Problem to solve: Without including any images, repeat the data exactly.

Dataset excerpt:
** start **

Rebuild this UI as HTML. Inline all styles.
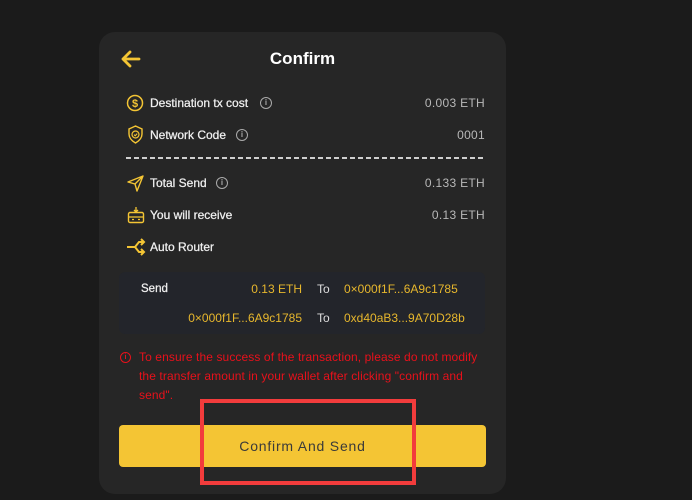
<!DOCTYPE html>
<html><head><style>
body{margin:0;width:692px;height:500px;background:#1b1b1b;font-family:"Liberation Sans",sans-serif;position:relative;overflow:hidden}
.card{position:absolute;left:99px;top:32px;width:407px;height:462px;background:#262626;border-radius:16px}
.a{position:absolute}
.t{position:absolute;color:#f0f0f0;font-size:12px;transform:translateY(-50%);-webkit-text-stroke:0.25px #f0f0f0}
.v{position:absolute;right:207px;color:#b8b8b8;font-size:12px;transform:translateY(-50%);letter-spacing:.3px}
.info{position:absolute;width:10px;height:10px;border:1.3px solid #aaa;border-radius:50%;transform:translateY(-50%);color:#aaa;font-size:8px;text-align:center;line-height:10px;font-weight:bold}
.y{color:#e7b72d;font-size:12px;position:absolute;transform:translateY(-50%)}
</style></head><body>
<div class="card"></div>
<svg class="a" style="left:120px;top:49px" width="22" height="20" viewBox="0 0 22 20"><path d="M19 10H3M10 3L3 10L10 17" stroke="#f4c534" stroke-width="2.8" fill="none" stroke-linecap="round" stroke-linejoin="round"/></svg>
<div class="a" style="left:0;width:605px;text-align:center;top:49px;color:#fff;font-size:17px;font-weight:bold">Confirm</div>

<svg class="a" style="left:126px;top:94px" width="18" height="18"><circle cx="9" cy="9" r="7.5" stroke="#f4c534" stroke-width="1.5" fill="none"/><text x="9" y="13" text-anchor="middle" font-size="11" fill="#f4c534" font-family="Liberation Sans" font-weight="bold">$</text></svg>
<div class="t" style="left:150px;top:103px">Destination tx cost</div><div class="info" style="left:260px;top:103px">i</div>
<div class="v" style="top:103px">0.003 ETH</div>

<svg class="a" style="left:127px;top:125px" width="17" height="19"><path d="M8.5 1L15 4V9C15 13 12 16 8.5 18C5 16 2 13 2 9V4Z" stroke="#f4c534" stroke-width="1.4" fill="none"/><circle cx="8.5" cy="9.5" r="3.5" stroke="#f4c534" stroke-width="1.2" fill="none"/><path d="M7 9.6L8.2 10.8L10.2 8.6" stroke="#f4c534" stroke-width="1.1" fill="none"/></svg>
<div class="t" style="left:150px;top:135px">Network Code</div><div class="info" style="left:236px;top:135px">i</div>
<div class="v" style="top:135px">0001</div>

<div class="a" style="left:126px;top:157px;width:360px;height:1.5px;background:repeating-linear-gradient(90deg,#cfcfcf 0 5px,transparent 5px 8px)"></div>

<svg class="a" style="left:127px;top:175px" width="17" height="17"><path d="M1 7L16 1L10 16L8 9Z M8 9L16 1" stroke="#f4c534" stroke-width="1.4" fill="none" stroke-linejoin="round"/></svg>
<div class="t" style="left:150px;top:183px">Total Send</div><div class="info" style="left:216px;top:183px">i</div>
<div class="v" style="top:183px">0.133 ETH</div>

<svg class="a" style="left:127px;top:206px" width="18" height="18"><path d="M9 1V6M7 4L9 6L11 4" stroke="#f4c534" stroke-width="1.3" fill="none"/><rect x="1.5" y="6.5" width="15" height="10" rx="1.5" stroke="#f4c534" stroke-width="1.4" fill="none"/><path d="M1.5 11H16.5M5 13.5H7M11 13.5H13" stroke="#f4c534" stroke-width="1.3"/></svg>
<div class="t" style="left:150px;top:215px">You will receive</div>
<div class="v" style="top:215px">0.13 ETH</div>

<svg class="a" style="left:126px;top:238px" width="20" height="18"><path d="M1 9H9L13 4H18M15 1L18 4L15 7M9 9L13 14H18M15 11L18 14L15 17" stroke="#f4c534" stroke-width="2" fill="none"/></svg>
<div class="t" style="left:150px;top:247px">Auto Router</div>

<div class="a" style="left:119px;top:272px;width:366px;height:62px;background:#23252b;border-radius:6px"></div>
<div class="t" style="left:141px;top:289px;font-size:11.5px">Send</div>
<div class="y" style="right:390px;top:289px">0.13 ETH</div>
<div class="t" style="left:317px;top:289px;color:#ddd;-webkit-text-stroke:0">To</div>
<div class="y" style="left:344px;top:289px">0×000f1F...6A9c1785</div>
<div class="y" style="right:390px;top:318px">0×000f1F...6A9c1785</div>
<div class="t" style="left:317px;top:318px;color:#ddd;-webkit-text-stroke:0">To</div>
<div class="y" style="left:344px;top:318px">0xd40aB3...9A70D28b</div>

<div class="a" style="left:120px;top:352px;width:9px;height:9px;border:1.3px solid #e8111b;border-radius:50%;color:#e8111b;font-size:7px;text-align:center;line-height:9px;font-weight:bold">i</div>
<div class="a" style="left:139px;top:348px;width:346px;color:#e8111b;font-size:12px;letter-spacing:0.1px;line-height:19px">To ensure the success of the transaction, please do not modify the transfer amount in your wallet after clicking "confirm and send".</div>

<div class="a" style="left:119px;top:425px;width:367px;height:42px;background:#f4c534;border-radius:4px;text-align:center;line-height:42px;color:#3a3a3a;font-size:14px;letter-spacing:.8px">Confirm And Send</div>
<div class="a" style="left:200px;top:399px;width:208px;height:78px;border:4px solid #f23c3c"></div>
</body></html>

** end **

Result:
Rebuild this UI as HTML. Inline all styles.
<!DOCTYPE html>
<html><head><style>
body{margin:0;width:692px;height:500px;background:#1b1b1b;font-family:"Liberation Sans",sans-serif;position:relative;overflow:hidden}
.card{position:absolute;left:99px;top:32px;width:407px;height:462px;background:#262626;border-radius:16px}
.a{position:absolute}
.t{position:absolute;color:#f0f0f0;font-size:12px;transform:translateY(-50%);-webkit-text-stroke:0.25px #f0f0f0}
.v{position:absolute;right:207px;color:#b8b8b8;font-size:12px;transform:translateY(-50%);letter-spacing:.3px}
.info{position:absolute;width:10px;height:10px;border:1.3px solid #aaa;border-radius:50%;transform:translateY(-50%);color:#aaa;font-size:8px;text-align:center;line-height:10px;font-weight:bold}
.y{color:#e7b72d;font-size:12px;position:absolute;transform:translateY(-50%)}
</style></head><body>
<div class="card"></div>
<svg class="a" style="left:120px;top:49px" width="22" height="20" viewBox="0 0 22 20"><path d="M19 10H3M10 3L3 10L10 17" stroke="#f4c534" stroke-width="2.8" fill="none" stroke-linecap="round" stroke-linejoin="round"/></svg>
<div class="a" style="left:0;width:605px;text-align:center;top:49px;color:#fff;font-size:17px;font-weight:bold">Confirm</div>

<svg class="a" style="left:126px;top:94px" width="18" height="18"><circle cx="9" cy="9" r="7.5" stroke="#f4c534" stroke-width="1.5" fill="none"/><text x="9" y="13" text-anchor="middle" font-size="11" fill="#f4c534" font-family="Liberation Sans" font-weight="bold">$</text></svg>
<div class="t" style="left:150px;top:103px">Destination tx cost</div><div class="info" style="left:260px;top:103px">i</div>
<div class="v" style="top:103px">0.003 ETH</div>

<svg class="a" style="left:127px;top:125px" width="17" height="19"><path d="M8.5 1L15 4V9C15 13 12 16 8.5 18C5 16 2 13 2 9V4Z" stroke="#f4c534" stroke-width="1.4" fill="none"/><circle cx="8.5" cy="9.5" r="3.5" stroke="#f4c534" stroke-width="1.2" fill="none"/><path d="M7 9.6L8.2 10.8L10.2 8.6" stroke="#f4c534" stroke-width="1.1" fill="none"/></svg>
<div class="t" style="left:150px;top:135px">Network Code</div><div class="info" style="left:236px;top:135px">i</div>
<div class="v" style="top:135px">0001</div>

<div class="a" style="left:126px;top:157px;width:360px;height:1.5px;background:repeating-linear-gradient(90deg,#cfcfcf 0 5px,transparent 5px 8px)"></div>

<svg class="a" style="left:127px;top:175px" width="17" height="17"><path d="M1 7L16 1L10 16L8 9Z M8 9L16 1" stroke="#f4c534" stroke-width="1.4" fill="none" stroke-linejoin="round"/></svg>
<div class="t" style="left:150px;top:183px">Total Send</div><div class="info" style="left:216px;top:183px">i</div>
<div class="v" style="top:183px">0.133 ETH</div>

<svg class="a" style="left:127px;top:206px" width="18" height="18"><path d="M9 1V6M7 4L9 6L11 4" stroke="#f4c534" stroke-width="1.3" fill="none"/><rect x="1.5" y="6.5" width="15" height="10" rx="1.5" stroke="#f4c534" stroke-width="1.4" fill="none"/><path d="M1.5 11H16.5M5 13.5H7M11 13.5H13" stroke="#f4c534" stroke-width="1.3"/></svg>
<div class="t" style="left:150px;top:215px">You will receive</div>
<div class="v" style="top:215px">0.13 ETH</div>

<svg class="a" style="left:126px;top:238px" width="20" height="18"><path d="M1 9H9L13 4H18M15 1L18 4L15 7M9 9L13 14H18M15 11L18 14L15 17" stroke="#f4c534" stroke-width="2" fill="none"/></svg>
<div class="t" style="left:150px;top:247px">Auto Router</div>

<div class="a" style="left:119px;top:272px;width:366px;height:62px;background:#23252b;border-radius:6px"></div>
<div class="t" style="left:141px;top:289px;font-size:11.5px">Send</div>
<div class="y" style="right:390px;top:289px">0.13 ETH</div>
<div class="t" style="left:317px;top:289px;color:#ddd;-webkit-text-stroke:0">To</div>
<div class="y" style="left:344px;top:289px">0×000f1F...6A9c1785</div>
<div class="y" style="right:390px;top:318px">0×000f1F...6A9c1785</div>
<div class="t" style="left:317px;top:318px;color:#ddd;-webkit-text-stroke:0">To</div>
<div class="y" style="left:344px;top:318px">0xd40aB3...9A70D28b</div>

<div class="a" style="left:120px;top:352px;width:9px;height:9px;border:1.3px solid #e8111b;border-radius:50%;color:#e8111b;font-size:7px;text-align:center;line-height:9px;font-weight:bold">i</div>
<div class="a" style="left:139px;top:348px;width:346px;color:#e8111b;font-size:12px;letter-spacing:0.1px;line-height:19px">To ensure the success of the transaction, please do not modify the transfer amount in your wallet after clicking "confirm and send".</div>

<div class="a" style="left:119px;top:425px;width:367px;height:42px;background:#f4c534;border-radius:4px;text-align:center;line-height:42px;color:#3a3a3a;font-size:14px;letter-spacing:.8px">Confirm And Send</div>
<div class="a" style="left:200px;top:399px;width:208px;height:78px;border:4px solid #f23c3c"></div>
</body></html>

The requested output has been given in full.